One inevitable result of reading Sir Walter Scott is being exposed to words you haven't come across before. One recent example is 'umquhile'; it is a (now mostly obsolete) Scots word meaning 'late', in the sense of 'relatively recently deceased'. Very rarely it could be found in the variant, 'umwhile'.
I've mentioned before the struggles that Scottish philosophers in the early modern period had with trying to write in English; Scots and English were dialects much farther apart then than they have since become. Many of the differences were just ordinary dialectal differences arising from having populations that rarely interacted, but one of the more substantive differences was that Scots was much more directly influenced by legal language than English. This is the reason, for instance, why Scots then (and to a lesser extent even today) is a more latinate language than English -- Law-Latin was much more likely to contribute words to everyday vocabulary in Scotland than in England. But it wasn't just Latin in particular; 'umquhile' is from Middle English (originally meaning 'sometime' as an adjective, and loosely related to the later term 'erstwhile'), but was also primarily used in legal contexts; it's thus unsurprising to find the Scots using it in the early modern period.

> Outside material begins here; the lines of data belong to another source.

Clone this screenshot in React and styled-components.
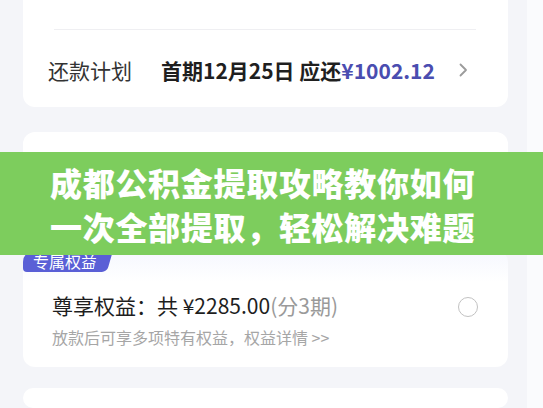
import React from "react";
import styled, { createGlobalStyle } from "styled-components";

const GlobalStyle = createGlobalStyle`
     html, body {
          margin: 0;
          padding: 0;
     }
     body {
          width: 543px;
          height: 408px;
          overflow: hidden;
          font-family: "Noto Sans CJK SC", "Noto Sans", "Liberation Sans", sans-serif;
          background: linear-gradient(to right, #f4f5f9 0, #f4f5f9 527px, #fafbfd 527px);
     }
`;

const Page = styled.div`
     position: relative;
     display: flex;
     flex-direction: column;
     padding: 0 35px 0 23px;
`;

const Card = styled.div`
     background: ${(props) => props.$tint ? "linear-gradient(#f5f7fe, #ffffff 32px)" : "#ffffff"};
     border-radius: ${(props) => props.$flatTop ? "0 0 12px 12px" : "12px"};
     height: ${(props) => props.$h}px;
     margin-top: ${(props) => props.$mt || 0}px;
     display: flex;
     flex-direction: column;
     flex-shrink: 0;
`;

const TopRow = styled.div`
     height: 31px;
     border-bottom: 1px solid #efeff2;
     margin: 0 32px 0 31px;
     box-sizing: border-box;
`;

const PlanRow = styled.div`
     display: flex;
     align-items: center;
     height: 76px;
     padding: 2px 40px 0 25px;
     font-size: 21px;
`;

const Label = styled.span`
     color: #333;
     width: 84px;
     margin-right: 29px;
`;

const Strong = styled.span`
     color: #1f1f1f;
     font-weight: 700;
`;

const Amount = styled.span`
     color: #4a4db0;
     font-weight: 700;
`;

const Chevron = styled.svg`
     margin-left: auto;
     width: 9px;
     height: 14px;
`;

const Banner = styled.div`
     position: absolute;
     top: 152px;
     left: 0;
     width: 543px;
     height: 103px;
     box-sizing: border-box;
     padding: 8px 0 0 50px;
     background: #7dcd5d;
     color: #ffffff;
     font-size: 32px;
     font-weight: 900;
     line-height: 44px;
     letter-spacing: 0.7px;
     z-index: 5;
`;

const Badge = styled.div`
     position: relative;
     align-self: flex-start;
     height: 22px;
     padding: 0 4px 0 10px;
     background: #5a5fd6;
     color: #ffffff;
     font-size: 16px;
     line-height: 22px;
     border-radius: 12px 0 0 4px;

     &::after {
          content: "";
          position: absolute;
          top: 0;
          right: -9px;
          width: 14px;
          height: 22px;
          background: #5a5fd6;
          border-radius: 0 5px 5px 0;
          transform: skewX(-16deg);
     }
`;

const BenefitRow = styled.div`
     display: flex;
     align-items: flex-start;
     padding: 18px 30px 0 29px;
`;

const BenefitText = styled.div`
     display: flex;
     flex-direction: column;
     gap: 5px;
`;

const BenefitTitle = styled.div`
     font-size: 21px;
     line-height: 30px;
     color: #1e1e1e;
`;

const Muted = styled.span`
     color: #9a9a9a;
`;

const BenefitSub = styled.div`
     font-size: 16px;
     line-height: 24px;
     color: #a6a6a6;
`;

const Radio = styled.div`
     margin-left: auto;
     margin-top: 7px;
     width: 18px;
     height: 18px;
     border: 1.7px solid #c2c2c2;
     border-radius: 50%;
     flex-shrink: 0;
`;

export default function App() {
     return (
          <>
               <GlobalStyle />
               <Page>
                    <Card $h={107} $flatTop>
                         <TopRow />
                         <PlanRow>
                              <Label>还款计划</Label>
                              <Strong>首期12月25日 应还</Strong>
                              <Amount>¥1002.12</Amount>
                              <Chevron viewBox="0 0 9 14">
                                   <path d="M1.5 1.5 L7 7 L1.5 12.5" fill="none" stroke="#9b9b9b" strokeWidth="1.8" strokeLinecap="round" strokeLinejoin="round" />
                              </Chevron>
                         </PlanRow>
                    </Card>

                    <Card $h={108} $mt={25} />

                    <Card $h={117} $mt={10} $tint>
                         <Badge>专属权益</Badge>
                         <BenefitRow>
                              <BenefitText>
                                   <BenefitTitle>
                                        尊享权益：共 ¥2285.00<Muted>(分3期)</Muted>
                                   </BenefitTitle>
                                   <BenefitSub>放款后可享多项特有权益，权益详情 &gt;&gt;</BenefitSub>
                              </BenefitText>
                              <Radio />
                         </BenefitRow>
                    </Card>

                    <Card $h={20} $mt={21} />

                    <Banner>
                         成都公积金提取攻略教你如何
                         <br />
                         一次全部提取，轻松解决难题
                    </Banner>
               </Page>
          </>
     );
}
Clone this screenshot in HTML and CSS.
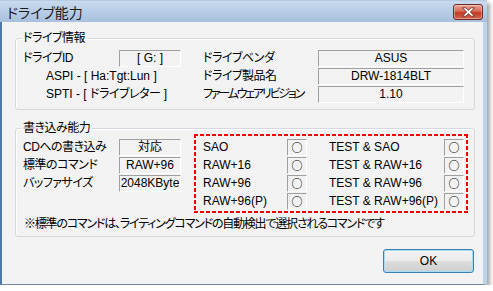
FILE: index.html
```html
<!DOCTYPE html>
<html lang="ja">
<head>
    <meta charset="UTF-8">
    <meta name="viewport" content="width=device-width, initial-scale=1.0">
    <title>ドライブ能力</title>
    <link rel="stylesheet" href="styles.css">
</head>
<body>
    <div class="window">
        <div class="titlebar">
            <span class="title">ドライブ能力</span>
            <button class="close-btn" aria-label="閉じる">
                <svg width="15" height="10" viewBox="0 0 15 10">
                    <path d="M1.5 0.8h3.4l2.6 2.5 2.6-2.5h3.4L9.4 5l4.1 4.2h-3.4L7.5 6.7 4.9 9.2H1.5L5.6 5z" fill="#fff" stroke="#5a2018" stroke-width="0.8" stroke-linejoin="round"/>
                </svg>
            </button>
        </div>

        <div class="client">
            <fieldset class="group info">
                <legend class="ja">ドライブ情報</legend>
                <div class="info-grid">
                    <span class="label ja">ドライブID</span>
                    <span class="field">[ G: ]</span>
                    <span class="label ja right">ドライブベンダ</span>
                    <span class="field">ASUS</span>

                    <span class="label sub">ASPI - [ Ha:Tgt:Lun ]</span>
                    <span class="label ja right">ドライブ製品名</span>
                    <span class="field">DRW-1814BLT</span>

                    <span class="label sub">SPTI - [ <span class="ja">ドライブレター</span> ]</span>
                    <span class="label ja tight right">ファームウェアリビジョン</span>
                    <span class="field">1.10</span>
                </div>
            </fieldset>

            <fieldset class="group write">
                <legend class="ja">書き込み能力</legend>
                <div class="write-body">
                    <div class="write-grid">
                        <span class="label ja">CDへの書き込み</span>
                        <span class="field">対応</span>
                        <span class="label ja">標準のコマンド</span>
                        <span class="field">RAW+96</span>
                        <span class="label ja">バッファサイズ</span>
                        <span class="field">2048KByte</span>
                    </div>

                    <div class="modes">
                        <span class="label">SAO</span>
                        <span class="field mark">○</span>
                        <span></span>
                        <span class="label">TEST &amp; SAO</span>
                        <span class="field mark">○</span>

                        <span class="label">RAW+16</span>
                        <span class="field mark">○</span>
                        <span></span>
                        <span class="label">TEST &amp; RAW+16</span>
                        <span class="field mark">○</span>

                        <span class="label">RAW+96</span>
                        <span class="field mark">○</span>
                        <span></span>
                        <span class="label">TEST &amp; RAW+96</span>
                        <span class="field mark">○</span>

                        <span class="label">RAW+96(P)</span>
                        <span class="field mark">○</span>
                        <span></span>
                        <span class="label">TEST &amp; RAW+96(P)</span>
                        <span class="field mark">○</span>
                    </div>
                </div>
                <p class="note ja">※標準のコマンドは、ライティングコマンドの自動検出で選択されるコマンドです</p>
            </fieldset>

            <div class="actions">
                <button class="ok-btn">OK</button>
            </div>
        </div>
    </div>
</body>
</html>
```

FILE: styles.css
```css
* {
    margin: 0;
    padding: 0;
    box-sizing: border-box;
}

body {
    font-family: "Liberation Sans", "Noto Sans CJK JP", sans-serif;
    font-feature-settings: "palt";
    font-size: 12px;
    color: #000;
    background: #fff;
}

/* MS UI Gothic is narrower than Noto for kana */
.ja {
    letter-spacing: -0.5px;
}

.ja.tight {
    letter-spacing: -2.2px;
}

.window {
    width: 487px;
    height: 285px;
    display: flex;
    flex-direction: column;
    box-shadow: 3px 3px 4px rgba(0,0,0,0.35);
}

.titlebar {
    height: 22px;
    display: flex;
    align-items: center;
    justify-content: space-between;
    padding: 0 4px 0 7px;
    background: linear-gradient(#c8daee, #a8c0de);
    border-top: 1px solid #b6cbe3;
}

.title {
    font-size: 14px;
    color: #1b1b1b;
    line-height: 16px;
    margin-top: 2px;
}

.close-btn {
    width: 30px;
    height: 16px;
    margin-top: 1px;
    border: 1px solid #6b2a22;
    border-radius: 3px;
    background: linear-gradient(#eaa493 0%, #d66a55 45%, #c23c27 55%, #d5654f 100%);
    display: flex;
    align-items: center;
    justify-content: center;
    box-shadow: inset 0 0 0 1px rgba(255,255,255,0.35);
}

.client {
    flex: 1;
    padding: 10px 8px 0 13px;
    background: repeating-conic-gradient(#eeeeee 0 25%, #f7f7f7 0 50%) 0 0 / 2px 2px;
    border-left: 2px solid #4f77aa;
    border-right: 4px solid #bcd3ec;
    border-bottom: 1px solid #6f87a4;
}

.group {
    border: 1px solid #d3d9de;
    border-radius: 3px;
    box-shadow: inset 1px 1px 0 #fff;
}

.group legend {
    line-height: 12px;
    padding: 0 2px;
    margin-left: -2px;
}

.info {
    padding: 6px 10px 6px 7px;
}

.write {
    margin-top: 12px;
    padding: 0 6px 5px 7px;
}

.label {
    line-height: 17px;
    white-space: nowrap;
}

.label.sub {
    grid-column: 1 / 3;
    padding-left: 23px;
}

.field {
    line-height: 15px;
    text-align: center;
    white-space: nowrap;
    border-top: 1px solid #a0a0a0;
    border-left: 1px solid #a0a0a0;
    border-right: 1px solid #fff;
    border-bottom: 1px solid #fff;
}

.info-grid {
    display: grid;
    grid-template-columns: 96px 62px 22px 115px 146px;
    grid-auto-rows: 17px;
    row-gap: 1px;
}

.info-grid .right {
    grid-column: 4;
}

.write-body {
    display: flex;
    gap: 13px;
}

.write-grid {
    margin-top: 5px;
    display: grid;
    grid-template-columns: 96px 62px;
    grid-auto-rows: 17px;
    row-gap: 1px;
    align-content: start;
}

.modes {
    width: 274px;
    padding: 5px 4px 3px 9px;
    display: grid;
    grid-template-columns: 84px 20px 22px 115px 20px;
    grid-auto-rows: 17px;
    row-gap: 1px;
    background:
        repeating-linear-gradient(90deg, #f00000 0 4px, transparent 4px 6px) top / 100% 2px no-repeat,
        repeating-linear-gradient(90deg, #f00000 0 4px, transparent 4px 6px) bottom / 100% 2px no-repeat,
        repeating-linear-gradient(180deg, #f00000 0 4px, transparent 4px 6px) left / 2px 100% no-repeat,
        repeating-linear-gradient(180deg, #f00000 0 4px, transparent 4px 6px) right / 2px 100% no-repeat;
}

.mark {
    font-family: "Noto Sans CJK JP", sans-serif;
    font-size: 11px;
    font-weight: 700;
    line-height: 15px;
}

.note {
    margin-top: 4px;
    line-height: 14px;
    padding-left: 1px;
    letter-spacing: -1.2px;
}

.actions {
    display: flex;
    justify-content: flex-end;
    margin-top: 12px;
    padding-right: 1px;
}

.ok-btn {
    width: 91px;
    height: 24px;
    font-family: inherit;
    font-size: 12px;
    color: #000;
    border: 1px solid #3c7fb1;
    border-radius: 3px;
    background: linear-gradient(#f3f3f3 0%, #ebebeb 50%, #dddddd 51%, #cfcfcf 100%);
    box-shadow: inset 0 0 0 1px #a6dcf6;
}
```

As time has gone on, a few Scottish words have entered into English, but the general pattern has been for Scots to shift to accommodate English grammar and vocabulary. This is unfortunate, I think, as a general matter; but it's one of the historical reasons why anyone still reads David Hume today -- his historical works were popular among the English, and had a reputation of being a very readable, if occasionally eccentric, summary of English history. Writing in English rather than Scots in a popular niche with relatively little competition kept Hume's name alive. And Hume himself was aiming at it -- it's why he started spelling his name 'Hume' rather than the more correct 'Home', so that the English would pronounce it in a way that was approximately right.

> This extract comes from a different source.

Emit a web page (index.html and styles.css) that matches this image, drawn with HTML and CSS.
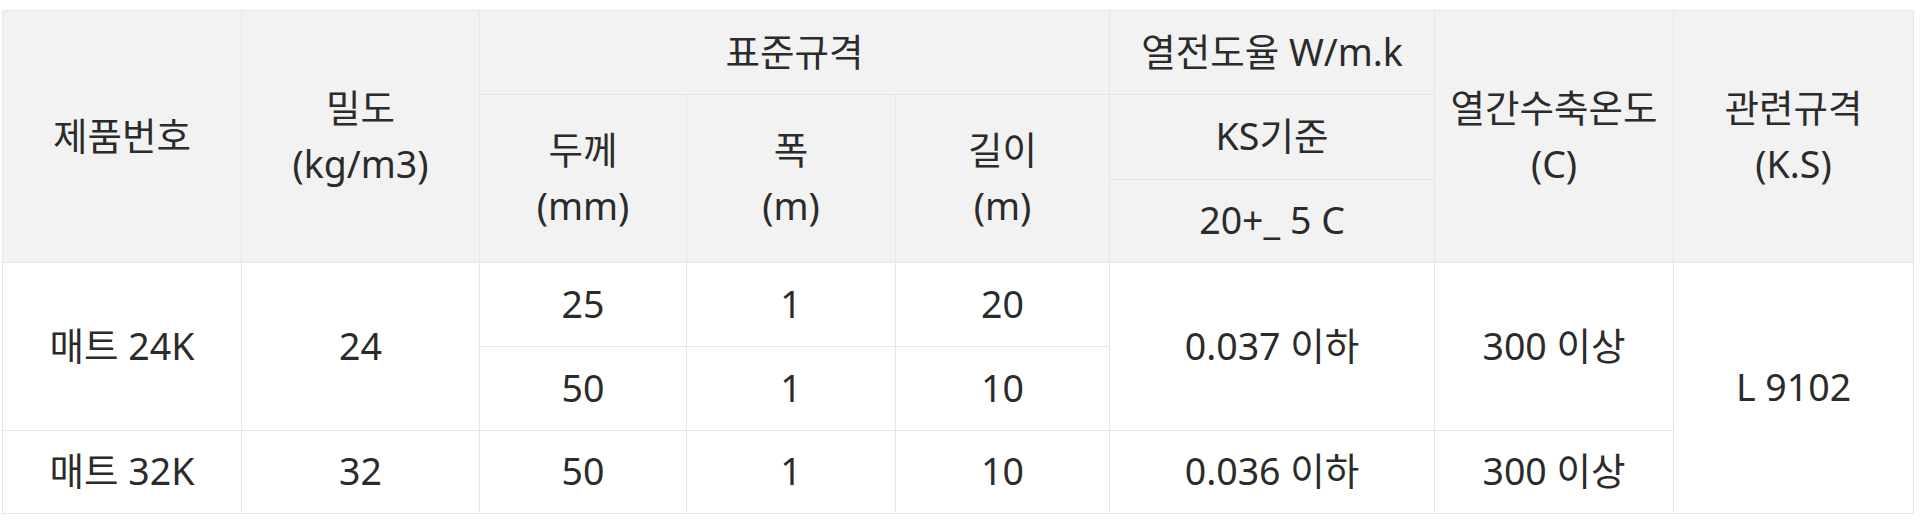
FILE: index.html
```html
<!DOCTYPE html>
<html lang="ko">
<head>
<meta charset="utf-8">
<title>제품 규격</title>
<link rel="stylesheet" href="styles.css">
</head>
<body>
<table class="spec">
  <colgroup>
    <col class="c1"><col class="c2"><col class="c3"><col class="c4"><col class="c5"><col class="c6"><col class="c7"><col class="c8">
  </colgroup>
  <thead>
    <tr class="r1">
      <th rowspan="3">제품번호</th>
      <th rowspan="3">밀도<br>(kg/m3)</th>
      <th colspan="3">표준규격</th>
      <th>열전도율 W/m.k</th>
      <th rowspan="3">열간수축온도<br>(C)</th>
      <th rowspan="3">관련규격<br>(K.S)</th>
    </tr>
    <tr class="r2">
      <th rowspan="2">두께<br>(mm)</th>
      <th rowspan="2">폭<br>(m)</th>
      <th rowspan="2">길이<br>(m)</th>
      <th>KS기준</th>
    </tr>
    <tr class="r3">
      <th>20+_ 5 C</th>
    </tr>
  </thead>
  <tbody>
    <tr class="r4">
      <td rowspan="2">매트 24K</td>
      <td rowspan="2">24</td>
      <td>25</td>
      <td>1</td>
      <td>20</td>
      <td rowspan="2">0.037 이하</td>
      <td rowspan="2">300 이상</td>
      <td rowspan="3">L 9102</td>
    </tr>
    <tr class="r5">
      <td>50</td>
      <td>1</td>
      <td>10</td>
    </tr>
    <tr class="r6">
      <td>매트 32K</td>
      <td>32</td>
      <td>50</td>
      <td>1</td>
      <td>10</td>
      <td>0.036 이하</td>
      <td>300 이상</td>
    </tr>
  </tbody>
</table>
</body>
</html>
```

FILE: styles.css
```css
html, body {
  margin: 0;
  padding: 0;
  background: #ffffff;
}

body {
  padding: 10px 0 0 2px;
  font-family: "Noto Sans", "Noto Sans CJK KR", sans-serif;
  color: #2b2b2b;
}

.spec {
  border-collapse: collapse;
  table-layout: fixed;
  width: 1912px;
  font-size: 37.5px;
  line-height: 56px;
}

.c1 { width: 239px; }
.c2 { width: 238px; }
.c3 { width: 207px; }
.c4 { width: 209px; }
.c5 { width: 214px; }
.c6 { width: 325px; }
.c7 { width: 239px; }
.c8 { width: 240px; }

.spec th,
.spec td {
  border: 1px solid #e6e6e6;
  padding: 0 0 2px;
  text-align: center;
  vertical-align: middle;
  font-weight: 400;
}

.spec th {
  background: #f2f2f2;
}

.spec td {
  background: #ffffff;
}

.r1 { height: 84px; }
.r2 { height: 85px; }
.r3 { height: 83px; }
.r4 { height: 84px; }
.r5 { height: 84px; }
.r6 { height: 83px; }
```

Sir Walter Scott, like Robert Burns, is at an interesting position in all of this. Burns and Scott also often wrote in English for English audiences, but they both were trying to contribute as well to Scottish literature itself. As such, they have become major figures in the preservation of some of the vernacular Scots of their day, maintaining a significan proportion of Scots while being readable to those who read English rather than Scots. This balancing act must have been immensely difficult, especially in the early years of the Union, but both, in different ways, manage to do it very well. Scots is only a shadow of its former self, but it is a shadow of its former self; it has so far, even if only through hanging by its fingertips, avoided becoming the umquhile Scots language.